START DATA ENTRIES
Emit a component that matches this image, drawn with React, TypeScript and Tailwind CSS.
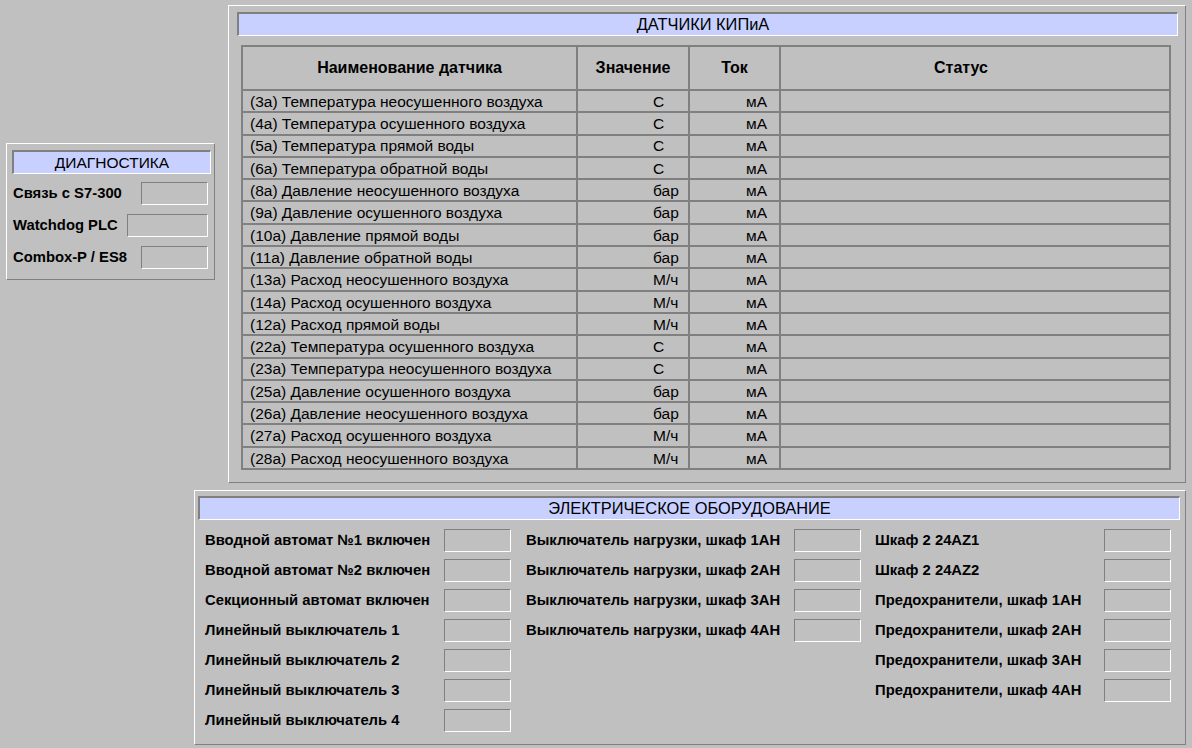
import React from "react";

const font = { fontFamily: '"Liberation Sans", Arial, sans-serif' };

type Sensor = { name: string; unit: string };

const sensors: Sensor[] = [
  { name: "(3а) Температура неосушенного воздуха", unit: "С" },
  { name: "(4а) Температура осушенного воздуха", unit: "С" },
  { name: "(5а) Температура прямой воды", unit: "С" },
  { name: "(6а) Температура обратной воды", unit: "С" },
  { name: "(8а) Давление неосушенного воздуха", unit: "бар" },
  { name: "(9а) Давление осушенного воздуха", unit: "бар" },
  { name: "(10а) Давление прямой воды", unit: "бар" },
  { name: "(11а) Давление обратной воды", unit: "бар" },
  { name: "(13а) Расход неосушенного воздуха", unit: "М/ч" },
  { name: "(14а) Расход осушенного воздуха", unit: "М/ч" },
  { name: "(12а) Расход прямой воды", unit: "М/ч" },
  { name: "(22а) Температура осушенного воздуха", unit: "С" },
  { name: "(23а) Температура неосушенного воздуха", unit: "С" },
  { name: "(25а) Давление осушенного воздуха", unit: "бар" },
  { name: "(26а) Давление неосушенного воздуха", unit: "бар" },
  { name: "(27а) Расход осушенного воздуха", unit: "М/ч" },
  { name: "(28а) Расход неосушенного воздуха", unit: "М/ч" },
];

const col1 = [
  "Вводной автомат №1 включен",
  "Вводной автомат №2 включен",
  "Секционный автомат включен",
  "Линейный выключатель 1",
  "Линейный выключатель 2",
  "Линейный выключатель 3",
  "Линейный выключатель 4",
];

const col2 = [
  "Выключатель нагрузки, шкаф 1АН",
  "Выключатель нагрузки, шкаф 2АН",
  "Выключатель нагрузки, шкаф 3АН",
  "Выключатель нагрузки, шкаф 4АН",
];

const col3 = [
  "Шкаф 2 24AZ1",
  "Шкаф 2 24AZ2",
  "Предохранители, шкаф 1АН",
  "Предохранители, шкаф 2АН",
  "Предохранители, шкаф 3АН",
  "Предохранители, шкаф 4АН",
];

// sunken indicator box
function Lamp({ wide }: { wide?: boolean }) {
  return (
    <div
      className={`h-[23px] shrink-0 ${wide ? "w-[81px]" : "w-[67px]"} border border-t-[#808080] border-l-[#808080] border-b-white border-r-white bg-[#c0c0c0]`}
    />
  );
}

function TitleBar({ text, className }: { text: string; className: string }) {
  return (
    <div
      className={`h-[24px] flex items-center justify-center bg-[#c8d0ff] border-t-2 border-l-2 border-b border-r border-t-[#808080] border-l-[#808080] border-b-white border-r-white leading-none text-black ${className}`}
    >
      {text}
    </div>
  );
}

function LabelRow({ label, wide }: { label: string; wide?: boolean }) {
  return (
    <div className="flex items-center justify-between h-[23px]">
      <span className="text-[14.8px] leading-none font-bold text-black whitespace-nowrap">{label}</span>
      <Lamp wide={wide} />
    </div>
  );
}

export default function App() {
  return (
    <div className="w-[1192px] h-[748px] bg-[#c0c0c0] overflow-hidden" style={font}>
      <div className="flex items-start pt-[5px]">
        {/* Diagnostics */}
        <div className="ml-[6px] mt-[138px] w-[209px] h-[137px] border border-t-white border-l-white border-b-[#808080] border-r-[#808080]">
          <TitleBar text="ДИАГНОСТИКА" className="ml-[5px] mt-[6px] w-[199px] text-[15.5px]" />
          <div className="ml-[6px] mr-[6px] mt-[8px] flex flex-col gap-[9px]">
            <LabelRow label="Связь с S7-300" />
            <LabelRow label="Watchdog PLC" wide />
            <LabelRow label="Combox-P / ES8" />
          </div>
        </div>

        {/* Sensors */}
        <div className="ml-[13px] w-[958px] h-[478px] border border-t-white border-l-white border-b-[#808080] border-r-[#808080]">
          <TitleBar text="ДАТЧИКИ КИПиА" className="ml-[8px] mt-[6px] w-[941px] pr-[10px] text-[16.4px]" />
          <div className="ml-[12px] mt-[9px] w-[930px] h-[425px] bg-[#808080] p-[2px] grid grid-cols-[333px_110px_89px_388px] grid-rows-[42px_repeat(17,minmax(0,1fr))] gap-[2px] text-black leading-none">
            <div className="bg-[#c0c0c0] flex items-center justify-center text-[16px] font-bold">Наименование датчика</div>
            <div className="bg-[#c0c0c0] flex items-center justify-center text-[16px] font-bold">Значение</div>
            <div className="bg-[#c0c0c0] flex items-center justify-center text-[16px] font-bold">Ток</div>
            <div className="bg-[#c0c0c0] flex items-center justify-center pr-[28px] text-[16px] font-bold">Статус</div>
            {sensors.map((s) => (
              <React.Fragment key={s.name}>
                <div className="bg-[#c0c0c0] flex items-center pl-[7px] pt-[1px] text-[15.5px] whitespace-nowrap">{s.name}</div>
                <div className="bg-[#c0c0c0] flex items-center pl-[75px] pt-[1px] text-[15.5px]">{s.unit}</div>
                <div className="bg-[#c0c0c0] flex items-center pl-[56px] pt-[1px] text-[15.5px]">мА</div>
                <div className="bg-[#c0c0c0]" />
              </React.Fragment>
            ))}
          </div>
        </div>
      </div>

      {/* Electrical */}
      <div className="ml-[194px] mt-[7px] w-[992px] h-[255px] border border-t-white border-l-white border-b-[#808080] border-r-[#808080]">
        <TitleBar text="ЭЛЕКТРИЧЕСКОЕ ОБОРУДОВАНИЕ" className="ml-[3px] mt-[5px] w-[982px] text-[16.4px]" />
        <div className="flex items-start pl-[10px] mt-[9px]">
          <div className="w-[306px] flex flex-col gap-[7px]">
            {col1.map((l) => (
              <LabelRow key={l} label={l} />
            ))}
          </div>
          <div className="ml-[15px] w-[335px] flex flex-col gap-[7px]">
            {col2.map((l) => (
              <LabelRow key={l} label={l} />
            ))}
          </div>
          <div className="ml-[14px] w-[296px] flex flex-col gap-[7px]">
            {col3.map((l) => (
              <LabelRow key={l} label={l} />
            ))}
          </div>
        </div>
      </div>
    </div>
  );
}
END DATA ENTRIES
START DATA ENTRIES
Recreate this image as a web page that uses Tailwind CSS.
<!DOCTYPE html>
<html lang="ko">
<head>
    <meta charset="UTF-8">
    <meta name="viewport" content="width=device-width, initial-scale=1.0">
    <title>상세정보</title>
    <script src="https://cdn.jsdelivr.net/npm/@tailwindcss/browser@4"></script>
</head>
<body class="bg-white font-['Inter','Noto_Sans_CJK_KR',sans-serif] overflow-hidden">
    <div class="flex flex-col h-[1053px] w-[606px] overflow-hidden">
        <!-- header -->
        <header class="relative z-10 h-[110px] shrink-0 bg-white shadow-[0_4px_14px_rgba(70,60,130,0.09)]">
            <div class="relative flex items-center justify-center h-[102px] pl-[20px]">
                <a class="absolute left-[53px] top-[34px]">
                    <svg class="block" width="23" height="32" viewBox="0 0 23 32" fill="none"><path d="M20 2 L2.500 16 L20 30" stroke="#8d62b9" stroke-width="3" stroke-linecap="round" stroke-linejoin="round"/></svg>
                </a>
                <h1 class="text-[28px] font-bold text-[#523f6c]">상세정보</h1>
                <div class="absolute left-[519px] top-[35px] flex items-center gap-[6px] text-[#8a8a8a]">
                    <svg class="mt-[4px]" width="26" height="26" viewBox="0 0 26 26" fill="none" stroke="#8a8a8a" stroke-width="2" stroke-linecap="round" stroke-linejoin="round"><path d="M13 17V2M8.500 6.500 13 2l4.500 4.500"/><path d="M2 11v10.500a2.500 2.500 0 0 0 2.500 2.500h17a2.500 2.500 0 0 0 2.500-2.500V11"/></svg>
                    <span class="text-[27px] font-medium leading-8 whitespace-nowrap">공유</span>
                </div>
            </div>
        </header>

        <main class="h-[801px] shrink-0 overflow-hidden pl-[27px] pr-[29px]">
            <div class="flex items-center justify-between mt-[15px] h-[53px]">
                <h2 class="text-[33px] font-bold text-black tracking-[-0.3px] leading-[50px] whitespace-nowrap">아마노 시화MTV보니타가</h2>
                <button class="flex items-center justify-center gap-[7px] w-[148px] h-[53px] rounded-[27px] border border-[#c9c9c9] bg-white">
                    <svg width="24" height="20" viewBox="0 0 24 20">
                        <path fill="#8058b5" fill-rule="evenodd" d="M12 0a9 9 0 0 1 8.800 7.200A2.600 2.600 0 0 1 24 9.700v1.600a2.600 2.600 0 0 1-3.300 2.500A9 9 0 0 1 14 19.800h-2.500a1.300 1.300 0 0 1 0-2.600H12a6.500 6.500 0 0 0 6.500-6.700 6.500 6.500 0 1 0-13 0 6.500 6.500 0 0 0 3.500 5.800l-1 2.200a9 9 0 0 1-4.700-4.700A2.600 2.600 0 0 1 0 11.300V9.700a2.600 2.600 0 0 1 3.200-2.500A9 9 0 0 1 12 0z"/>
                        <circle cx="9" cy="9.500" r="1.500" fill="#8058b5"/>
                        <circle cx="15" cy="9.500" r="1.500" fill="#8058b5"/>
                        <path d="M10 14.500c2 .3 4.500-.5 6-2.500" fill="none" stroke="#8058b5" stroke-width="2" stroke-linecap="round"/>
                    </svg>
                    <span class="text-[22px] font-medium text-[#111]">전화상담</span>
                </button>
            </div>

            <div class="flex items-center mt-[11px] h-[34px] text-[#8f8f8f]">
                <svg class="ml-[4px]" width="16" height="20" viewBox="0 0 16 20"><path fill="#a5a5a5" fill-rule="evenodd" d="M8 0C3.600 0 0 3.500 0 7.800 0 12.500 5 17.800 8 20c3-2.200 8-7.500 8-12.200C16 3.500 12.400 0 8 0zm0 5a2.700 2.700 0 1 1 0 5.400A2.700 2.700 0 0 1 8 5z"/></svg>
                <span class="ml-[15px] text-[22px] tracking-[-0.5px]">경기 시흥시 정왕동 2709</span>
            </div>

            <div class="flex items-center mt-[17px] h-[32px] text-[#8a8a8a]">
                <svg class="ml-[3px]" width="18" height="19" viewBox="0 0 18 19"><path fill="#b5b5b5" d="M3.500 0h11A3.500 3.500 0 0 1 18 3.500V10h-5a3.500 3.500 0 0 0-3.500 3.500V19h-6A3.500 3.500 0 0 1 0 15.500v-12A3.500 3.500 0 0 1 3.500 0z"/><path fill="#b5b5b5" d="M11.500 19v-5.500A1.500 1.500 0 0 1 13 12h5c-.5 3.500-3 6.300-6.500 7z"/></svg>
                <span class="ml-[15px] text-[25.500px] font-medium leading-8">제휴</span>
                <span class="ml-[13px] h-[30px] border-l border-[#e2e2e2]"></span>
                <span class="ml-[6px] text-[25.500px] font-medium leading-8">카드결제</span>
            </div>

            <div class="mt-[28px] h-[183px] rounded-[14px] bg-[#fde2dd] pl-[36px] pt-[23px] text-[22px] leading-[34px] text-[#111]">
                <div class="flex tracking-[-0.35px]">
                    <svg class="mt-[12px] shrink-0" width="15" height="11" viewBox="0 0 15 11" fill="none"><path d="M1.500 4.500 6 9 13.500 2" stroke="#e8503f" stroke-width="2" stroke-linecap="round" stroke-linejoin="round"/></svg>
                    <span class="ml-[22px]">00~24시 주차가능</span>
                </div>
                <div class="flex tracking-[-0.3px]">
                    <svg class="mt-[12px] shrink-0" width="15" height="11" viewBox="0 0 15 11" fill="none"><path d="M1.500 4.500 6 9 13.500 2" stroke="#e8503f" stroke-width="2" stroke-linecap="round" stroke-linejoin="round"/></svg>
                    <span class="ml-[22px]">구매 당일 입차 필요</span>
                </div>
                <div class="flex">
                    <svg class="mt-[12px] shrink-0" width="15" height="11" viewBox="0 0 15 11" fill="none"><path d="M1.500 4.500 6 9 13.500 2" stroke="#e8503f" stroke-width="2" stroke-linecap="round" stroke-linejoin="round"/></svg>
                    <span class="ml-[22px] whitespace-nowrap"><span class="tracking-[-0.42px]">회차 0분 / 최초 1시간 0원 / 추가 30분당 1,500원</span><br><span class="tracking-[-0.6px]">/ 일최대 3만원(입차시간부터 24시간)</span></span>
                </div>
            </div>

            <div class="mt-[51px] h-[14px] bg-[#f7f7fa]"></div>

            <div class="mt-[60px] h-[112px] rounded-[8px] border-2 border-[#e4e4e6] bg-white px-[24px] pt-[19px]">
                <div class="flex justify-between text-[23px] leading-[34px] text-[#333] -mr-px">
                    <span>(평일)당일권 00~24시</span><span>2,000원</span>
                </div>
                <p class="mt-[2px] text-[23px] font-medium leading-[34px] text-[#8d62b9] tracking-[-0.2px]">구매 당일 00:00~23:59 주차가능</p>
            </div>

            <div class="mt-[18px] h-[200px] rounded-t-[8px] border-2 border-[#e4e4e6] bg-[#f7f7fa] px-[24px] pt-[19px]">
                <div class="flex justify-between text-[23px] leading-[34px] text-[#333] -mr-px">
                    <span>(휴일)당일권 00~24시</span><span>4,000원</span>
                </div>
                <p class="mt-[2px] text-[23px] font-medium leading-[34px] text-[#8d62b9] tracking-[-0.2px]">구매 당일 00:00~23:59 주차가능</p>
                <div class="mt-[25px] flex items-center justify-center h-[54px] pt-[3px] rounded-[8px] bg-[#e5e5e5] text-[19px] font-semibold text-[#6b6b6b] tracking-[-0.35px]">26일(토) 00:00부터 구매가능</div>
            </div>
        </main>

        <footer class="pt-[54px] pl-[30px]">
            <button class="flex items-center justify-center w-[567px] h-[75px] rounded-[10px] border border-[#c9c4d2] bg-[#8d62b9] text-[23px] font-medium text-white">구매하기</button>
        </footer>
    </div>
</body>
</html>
END DATA ENTRIES
START DATA ENTRIES
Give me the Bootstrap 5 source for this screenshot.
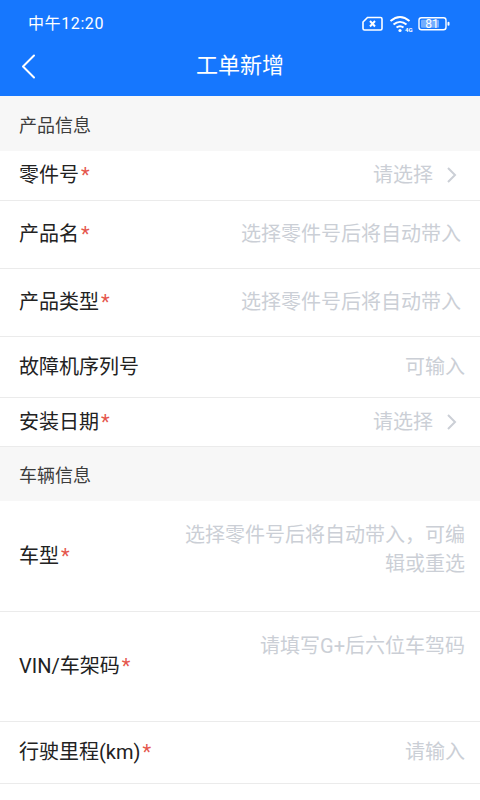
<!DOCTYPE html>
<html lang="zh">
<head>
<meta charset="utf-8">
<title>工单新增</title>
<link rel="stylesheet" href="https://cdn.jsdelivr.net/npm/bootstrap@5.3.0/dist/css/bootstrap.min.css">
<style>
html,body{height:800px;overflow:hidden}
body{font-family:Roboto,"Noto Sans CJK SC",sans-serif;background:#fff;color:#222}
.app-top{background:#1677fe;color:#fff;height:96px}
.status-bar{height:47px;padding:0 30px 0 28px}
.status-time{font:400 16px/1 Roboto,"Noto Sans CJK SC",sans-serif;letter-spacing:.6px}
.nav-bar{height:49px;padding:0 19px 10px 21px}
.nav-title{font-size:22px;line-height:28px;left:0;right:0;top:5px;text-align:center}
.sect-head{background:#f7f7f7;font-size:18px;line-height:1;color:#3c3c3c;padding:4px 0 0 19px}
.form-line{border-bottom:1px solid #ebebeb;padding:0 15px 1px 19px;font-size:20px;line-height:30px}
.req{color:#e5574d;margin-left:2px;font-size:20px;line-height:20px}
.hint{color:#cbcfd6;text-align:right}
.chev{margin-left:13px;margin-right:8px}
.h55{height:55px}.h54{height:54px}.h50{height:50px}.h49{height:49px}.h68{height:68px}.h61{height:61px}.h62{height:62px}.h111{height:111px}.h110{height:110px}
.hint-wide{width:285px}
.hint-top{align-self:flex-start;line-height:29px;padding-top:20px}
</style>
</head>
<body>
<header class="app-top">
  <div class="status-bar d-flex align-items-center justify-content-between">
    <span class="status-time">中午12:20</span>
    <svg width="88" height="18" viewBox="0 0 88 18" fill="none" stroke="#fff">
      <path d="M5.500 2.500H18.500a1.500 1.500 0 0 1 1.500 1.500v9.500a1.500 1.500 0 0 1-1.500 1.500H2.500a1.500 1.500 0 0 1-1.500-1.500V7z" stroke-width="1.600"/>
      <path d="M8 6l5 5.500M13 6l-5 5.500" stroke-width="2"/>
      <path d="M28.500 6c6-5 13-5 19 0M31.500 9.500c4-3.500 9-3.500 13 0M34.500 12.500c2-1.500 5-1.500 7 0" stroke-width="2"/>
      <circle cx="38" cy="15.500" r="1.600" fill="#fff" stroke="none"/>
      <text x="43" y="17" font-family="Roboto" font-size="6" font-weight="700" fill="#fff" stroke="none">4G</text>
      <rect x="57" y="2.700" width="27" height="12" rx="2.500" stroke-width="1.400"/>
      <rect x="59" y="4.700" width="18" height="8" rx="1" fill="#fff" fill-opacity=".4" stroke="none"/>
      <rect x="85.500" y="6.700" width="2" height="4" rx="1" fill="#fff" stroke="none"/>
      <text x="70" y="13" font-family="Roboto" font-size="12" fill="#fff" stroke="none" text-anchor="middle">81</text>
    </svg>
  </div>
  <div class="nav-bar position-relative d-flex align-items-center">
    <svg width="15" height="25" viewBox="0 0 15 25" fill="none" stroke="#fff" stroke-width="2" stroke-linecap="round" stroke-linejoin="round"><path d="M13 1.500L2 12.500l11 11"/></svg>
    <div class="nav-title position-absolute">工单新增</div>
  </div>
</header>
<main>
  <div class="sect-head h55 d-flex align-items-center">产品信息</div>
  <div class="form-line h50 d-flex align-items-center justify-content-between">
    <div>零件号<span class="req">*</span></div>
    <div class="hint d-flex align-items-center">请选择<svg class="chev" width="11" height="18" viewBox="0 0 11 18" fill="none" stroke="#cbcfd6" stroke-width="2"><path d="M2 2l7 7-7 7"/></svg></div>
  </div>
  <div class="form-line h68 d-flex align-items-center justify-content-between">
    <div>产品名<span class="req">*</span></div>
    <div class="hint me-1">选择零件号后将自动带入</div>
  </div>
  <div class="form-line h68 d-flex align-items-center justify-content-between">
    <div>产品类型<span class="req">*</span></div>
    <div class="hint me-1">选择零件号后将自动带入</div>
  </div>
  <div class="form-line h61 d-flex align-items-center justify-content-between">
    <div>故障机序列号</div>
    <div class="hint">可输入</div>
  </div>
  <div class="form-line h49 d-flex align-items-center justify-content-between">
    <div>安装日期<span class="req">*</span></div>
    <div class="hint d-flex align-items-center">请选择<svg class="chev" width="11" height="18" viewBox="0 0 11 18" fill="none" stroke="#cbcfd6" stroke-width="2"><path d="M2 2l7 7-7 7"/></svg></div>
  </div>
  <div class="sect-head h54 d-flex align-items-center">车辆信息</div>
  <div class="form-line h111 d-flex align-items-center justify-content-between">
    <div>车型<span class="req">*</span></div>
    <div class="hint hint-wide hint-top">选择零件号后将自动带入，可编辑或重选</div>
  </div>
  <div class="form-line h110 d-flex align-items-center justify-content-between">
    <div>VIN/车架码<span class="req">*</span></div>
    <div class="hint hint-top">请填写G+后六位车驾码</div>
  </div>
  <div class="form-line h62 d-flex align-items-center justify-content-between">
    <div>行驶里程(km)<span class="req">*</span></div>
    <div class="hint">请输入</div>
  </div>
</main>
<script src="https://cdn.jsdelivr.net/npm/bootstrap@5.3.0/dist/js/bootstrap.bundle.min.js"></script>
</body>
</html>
END DATA ENTRIES
**TASK DIRECTIONS:** Pull out only the lines from the one with "Emit a component" up to and including the one with "string; unit: string", and drop any pictures along the way.

**COMPLETE OUTPUT:**
Emit a component that matches this image, drawn with React, TypeScript and Tailwind CSS.
import React from "react";

const font = { fontFamily: '"Liberation Sans", Arial, sans-serif' };

type Sensor = { name: string; unit: string };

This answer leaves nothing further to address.